EXERCISE INSTRUCTIONS - Make an exact copy of the records, with the pictures left out.
═══ INPUT FOR THIS TASK
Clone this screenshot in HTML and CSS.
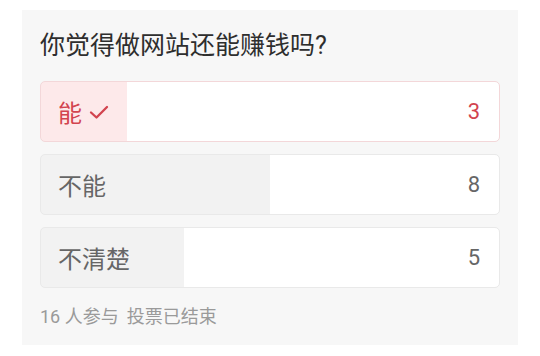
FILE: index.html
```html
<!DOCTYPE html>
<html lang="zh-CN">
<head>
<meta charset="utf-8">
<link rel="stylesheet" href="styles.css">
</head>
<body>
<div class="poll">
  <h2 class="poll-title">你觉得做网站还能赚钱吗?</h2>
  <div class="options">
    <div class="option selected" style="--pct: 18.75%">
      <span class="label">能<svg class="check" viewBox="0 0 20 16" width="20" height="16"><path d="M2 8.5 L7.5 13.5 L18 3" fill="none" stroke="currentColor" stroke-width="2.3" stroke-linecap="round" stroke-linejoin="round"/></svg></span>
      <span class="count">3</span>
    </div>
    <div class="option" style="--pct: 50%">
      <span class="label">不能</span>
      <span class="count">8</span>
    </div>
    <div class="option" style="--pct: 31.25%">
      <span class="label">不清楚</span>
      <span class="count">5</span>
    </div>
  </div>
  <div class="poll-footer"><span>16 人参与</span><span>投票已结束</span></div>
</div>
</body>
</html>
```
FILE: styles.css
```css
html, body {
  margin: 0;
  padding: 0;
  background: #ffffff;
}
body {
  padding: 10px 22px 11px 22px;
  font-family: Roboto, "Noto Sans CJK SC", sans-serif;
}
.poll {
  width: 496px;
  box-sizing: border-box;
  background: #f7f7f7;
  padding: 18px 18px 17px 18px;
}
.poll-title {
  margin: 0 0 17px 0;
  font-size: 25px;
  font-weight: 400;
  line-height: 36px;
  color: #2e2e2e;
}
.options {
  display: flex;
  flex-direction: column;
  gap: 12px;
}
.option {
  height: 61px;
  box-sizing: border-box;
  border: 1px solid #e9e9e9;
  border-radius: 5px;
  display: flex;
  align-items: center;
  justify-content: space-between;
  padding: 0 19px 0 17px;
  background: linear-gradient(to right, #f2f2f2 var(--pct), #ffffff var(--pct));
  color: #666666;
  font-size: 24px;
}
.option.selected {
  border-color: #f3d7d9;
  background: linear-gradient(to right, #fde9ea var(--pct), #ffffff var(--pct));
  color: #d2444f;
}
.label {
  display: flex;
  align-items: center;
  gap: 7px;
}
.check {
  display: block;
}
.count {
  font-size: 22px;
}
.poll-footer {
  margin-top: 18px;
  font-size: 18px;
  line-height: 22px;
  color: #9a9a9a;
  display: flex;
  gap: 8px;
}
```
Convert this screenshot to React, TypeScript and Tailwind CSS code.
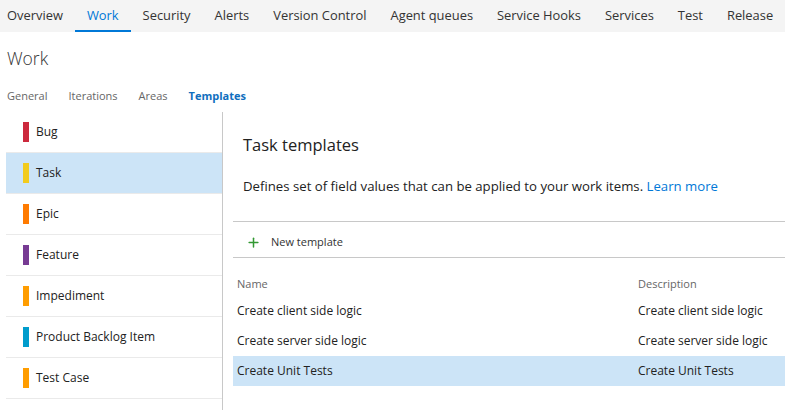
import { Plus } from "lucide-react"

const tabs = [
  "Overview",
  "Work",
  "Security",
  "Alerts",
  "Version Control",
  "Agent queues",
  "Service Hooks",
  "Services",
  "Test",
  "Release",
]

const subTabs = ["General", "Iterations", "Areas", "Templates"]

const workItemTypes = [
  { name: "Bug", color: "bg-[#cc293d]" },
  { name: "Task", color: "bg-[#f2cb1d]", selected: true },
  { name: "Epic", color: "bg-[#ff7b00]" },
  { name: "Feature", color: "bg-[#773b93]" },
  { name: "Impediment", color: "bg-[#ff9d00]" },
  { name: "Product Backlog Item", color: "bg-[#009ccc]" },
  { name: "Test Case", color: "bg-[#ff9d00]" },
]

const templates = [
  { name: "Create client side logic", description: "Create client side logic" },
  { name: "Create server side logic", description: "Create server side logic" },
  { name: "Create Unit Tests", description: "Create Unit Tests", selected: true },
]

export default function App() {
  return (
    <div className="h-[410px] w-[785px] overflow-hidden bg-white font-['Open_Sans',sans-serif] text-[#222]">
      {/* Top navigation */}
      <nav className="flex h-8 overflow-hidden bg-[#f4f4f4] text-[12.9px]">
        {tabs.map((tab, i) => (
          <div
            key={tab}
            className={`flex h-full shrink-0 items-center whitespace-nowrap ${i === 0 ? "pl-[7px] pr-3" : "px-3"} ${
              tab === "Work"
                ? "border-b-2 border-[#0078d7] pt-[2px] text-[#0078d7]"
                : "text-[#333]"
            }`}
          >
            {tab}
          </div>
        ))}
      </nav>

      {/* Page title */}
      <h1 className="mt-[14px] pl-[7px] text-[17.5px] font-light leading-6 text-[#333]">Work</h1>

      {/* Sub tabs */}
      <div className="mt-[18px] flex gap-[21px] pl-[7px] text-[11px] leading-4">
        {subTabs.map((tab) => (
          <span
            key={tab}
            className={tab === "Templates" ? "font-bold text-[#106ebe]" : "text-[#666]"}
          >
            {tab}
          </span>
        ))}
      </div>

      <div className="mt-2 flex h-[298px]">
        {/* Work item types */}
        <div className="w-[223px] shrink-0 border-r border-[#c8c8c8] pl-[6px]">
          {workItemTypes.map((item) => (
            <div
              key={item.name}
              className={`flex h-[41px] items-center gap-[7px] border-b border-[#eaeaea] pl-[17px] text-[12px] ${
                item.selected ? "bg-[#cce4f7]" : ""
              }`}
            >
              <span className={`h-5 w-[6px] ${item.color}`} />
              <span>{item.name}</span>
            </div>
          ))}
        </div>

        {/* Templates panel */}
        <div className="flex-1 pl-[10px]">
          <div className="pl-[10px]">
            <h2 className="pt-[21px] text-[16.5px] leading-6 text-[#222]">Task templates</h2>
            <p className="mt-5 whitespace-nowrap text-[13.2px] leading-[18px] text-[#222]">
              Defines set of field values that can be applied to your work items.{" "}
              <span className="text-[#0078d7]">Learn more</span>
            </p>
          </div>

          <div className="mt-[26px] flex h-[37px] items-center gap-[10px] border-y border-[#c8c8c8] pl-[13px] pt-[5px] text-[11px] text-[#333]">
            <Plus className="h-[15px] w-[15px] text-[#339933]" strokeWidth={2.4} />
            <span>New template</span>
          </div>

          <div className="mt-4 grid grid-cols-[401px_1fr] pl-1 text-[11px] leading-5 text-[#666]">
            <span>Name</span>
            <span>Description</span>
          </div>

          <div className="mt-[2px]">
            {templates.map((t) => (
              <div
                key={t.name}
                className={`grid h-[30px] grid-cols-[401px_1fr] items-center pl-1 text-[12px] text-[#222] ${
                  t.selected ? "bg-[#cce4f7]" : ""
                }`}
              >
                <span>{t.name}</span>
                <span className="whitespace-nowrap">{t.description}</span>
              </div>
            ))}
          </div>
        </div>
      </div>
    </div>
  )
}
══════
ANSWER -
Clone this screenshot in HTML and CSS.
FILE: index.html
```html
<!DOCTYPE html>
<html lang="zh-CN">
<head>
<meta charset="utf-8">
<link rel="stylesheet" href="styles.css">
</head>
<body>
<div class="poll">
  <h2 class="poll-title">你觉得做网站还能赚钱吗?</h2>
  <div class="options">
    <div class="option selected" style="--pct: 18.75%">
      <span class="label">能<svg class="check" viewBox="0 0 20 16" width="20" height="16"><path d="M2 8.5 L7.5 13.5 L18 3" fill="none" stroke="currentColor" stroke-width="2.3" stroke-linecap="round" stroke-linejoin="round"/></svg></span>
      <span class="count">3</span>
    </div>
    <div class="option" style="--pct: 50%">
      <span class="label">不能</span>
      <span class="count">8</span>
    </div>
    <div class="option" style="--pct: 31.25%">
      <span class="label">不清楚</span>
      <span class="count">5</span>
    </div>
  </div>
  <div class="poll-footer"><span>16 人参与</span><span>投票已结束</span></div>
</div>
</body>
</html>
```
FILE: styles.css
```css
html, body {
  margin: 0;
  padding: 0;
  background: #ffffff;
}
body {
  padding: 10px 22px 11px 22px;
  font-family: Roboto, "Noto Sans CJK SC", sans-serif;
}
.poll {
  width: 496px;
  box-sizing: border-box;
  background: #f7f7f7;
  padding: 18px 18px 17px 18px;
}
.poll-title {
  margin: 0 0 17px 0;
  font-size: 25px;
  font-weight: 400;
  line-height: 36px;
  color: #2e2e2e;
}
.options {
  display: flex;
  flex-direction: column;
  gap: 12px;
}
.option {
  height: 61px;
  box-sizing: border-box;
  border: 1px solid #e9e9e9;
  border-radius: 5px;
  display: flex;
  align-items: center;
  justify-content: space-between;
  padding: 0 19px 0 17px;
  background: linear-gradient(to right, #f2f2f2 var(--pct), #ffffff var(--pct));
  color: #666666;
  font-size: 24px;
}
.option.selected {
  border-color: #f3d7d9;
  background: linear-gradient(to right, #fde9ea var(--pct), #ffffff var(--pct));
  color: #d2444f;
}
.label {
  display: flex;
  align-items: center;
  gap: 7px;
}
.check {
  display: block;
}
.count {
  font-size: 22px;
}
.poll-footer {
  margin-top: 18px;
  font-size: 18px;
  line-height: 22px;
  color: #9a9a9a;
  display: flex;
  gap: 8px;
}
```
Convert this screenshot to React, TypeScript and Tailwind CSS code.
import { Plus } from "lucide-react"

const tabs = [
  "Overview",
  "Work",
  "Security",
  "Alerts",
  "Version Control",
  "Agent queues",
  "Service Hooks",
  "Services",
  "Test",
  "Release",
]

const subTabs = ["General", "Iterations", "Areas", "Templates"]

const workItemTypes = [
  { name: "Bug", color: "bg-[#cc293d]" },
  { name: "Task", color: "bg-[#f2cb1d]", selected: true },
  { name: "Epic", color: "bg-[#ff7b00]" },
  { name: "Feature", color: "bg-[#773b93]" },
  { name: "Impediment", color: "bg-[#ff9d00]" },
  { name: "Product Backlog Item", color: "bg-[#009ccc]" },
  { name: "Test Case", color: "bg-[#ff9d00]" },
]

const templates = [
  { name: "Create client side logic", description: "Create client side logic" },
  { name: "Create server side logic", description: "Create server side logic" },
  { name: "Create Unit Tests", description: "Create Unit Tests", selected: true },
]

export default function App() {
  return (
    <div className="h-[410px] w-[785px] overflow-hidden bg-white font-['Open_Sans',sans-serif] text-[#222]">
      {/* Top navigation */}
      <nav className="flex h-8 overflow-hidden bg-[#f4f4f4] text-[12.9px]">
        {tabs.map((tab, i) => (
          <div
            key={tab}
            className={`flex h-full shrink-0 items-center whitespace-nowrap ${i === 0 ? "pl-[7px] pr-3" : "px-3"} ${
              tab === "Work"
                ? "border-b-2 border-[#0078d7] pt-[2px] text-[#0078d7]"
                : "text-[#333]"
            }`}
          >
            {tab}
          </div>
        ))}
      </nav>

      {/* Page title */}
      <h1 className="mt-[14px] pl-[7px] text-[17.5px] font-light leading-6 text-[#333]">Work</h1>

      {/* Sub tabs */}
      <div className="mt-[18px] flex gap-[21px] pl-[7px] text-[11px] leading-4">
        {subTabs.map((tab) => (
          <span
            key={tab}
            className={tab === "Templates" ? "font-bold text-[#106ebe]" : "text-[#666]"}
          >
            {tab}
          </span>
        ))}
      </div>

      <div className="mt-2 flex h-[298px]">
        {/* Work item types */}
        <div className="w-[223px] shrink-0 border-r border-[#c8c8c8] pl-[6px]">
          {workItemTypes.map((item) => (
            <div
              key={item.name}
              className={`flex h-[41px] items-center gap-[7px] border-b border-[#eaeaea] pl-[17px] text-[12px] ${
                item.selected ? "bg-[#cce4f7]" : ""
              }`}
            >
              <span className={`h-5 w-[6px] ${item.color}`} />
              <span>{item.name}</span>
            </div>
          ))}
        </div>

        {/* Templates panel */}
        <div className="flex-1 pl-[10px]">
          <div className="pl-[10px]">
            <h2 className="pt-[21px] text-[16.5px] leading-6 text-[#222]">Task templates</h2>
            <p className="mt-5 whitespace-nowrap text-[13.2px] leading-[18px] text-[#222]">
              Defines set of field values that can be applied to your work items.{" "}
              <span className="text-[#0078d7]">Learn more</span>
            </p>
          </div>

          <div className="mt-[26px] flex h-[37px] items-center gap-[10px] border-y border-[#c8c8c8] pl-[13px] pt-[5px] text-[11px] text-[#333]">
            <Plus className="h-[15px] w-[15px] text-[#339933]" strokeWidth={2.4} />
            <span>New template</span>
          </div>

          <div className="mt-4 grid grid-cols-[401px_1fr] pl-1 text-[11px] leading-5 text-[#666]">
            <span>Name</span>
            <span>Description</span>
          </div>

          <div className="mt-[2px]">
            {templates.map((t) => (
              <div
                key={t.name}
                className={`grid h-[30px] grid-cols-[401px_1fr] items-center pl-1 text-[12px] text-[#222] ${
                  t.selected ? "bg-[#cce4f7]" : ""
                }`}
              >
                <span>{t.name}</span>
                <span className="whitespace-nowrap">{t.description}</span>
              </div>
            ))}
          </div>
        </div>
      </div>
    </div>
  )
}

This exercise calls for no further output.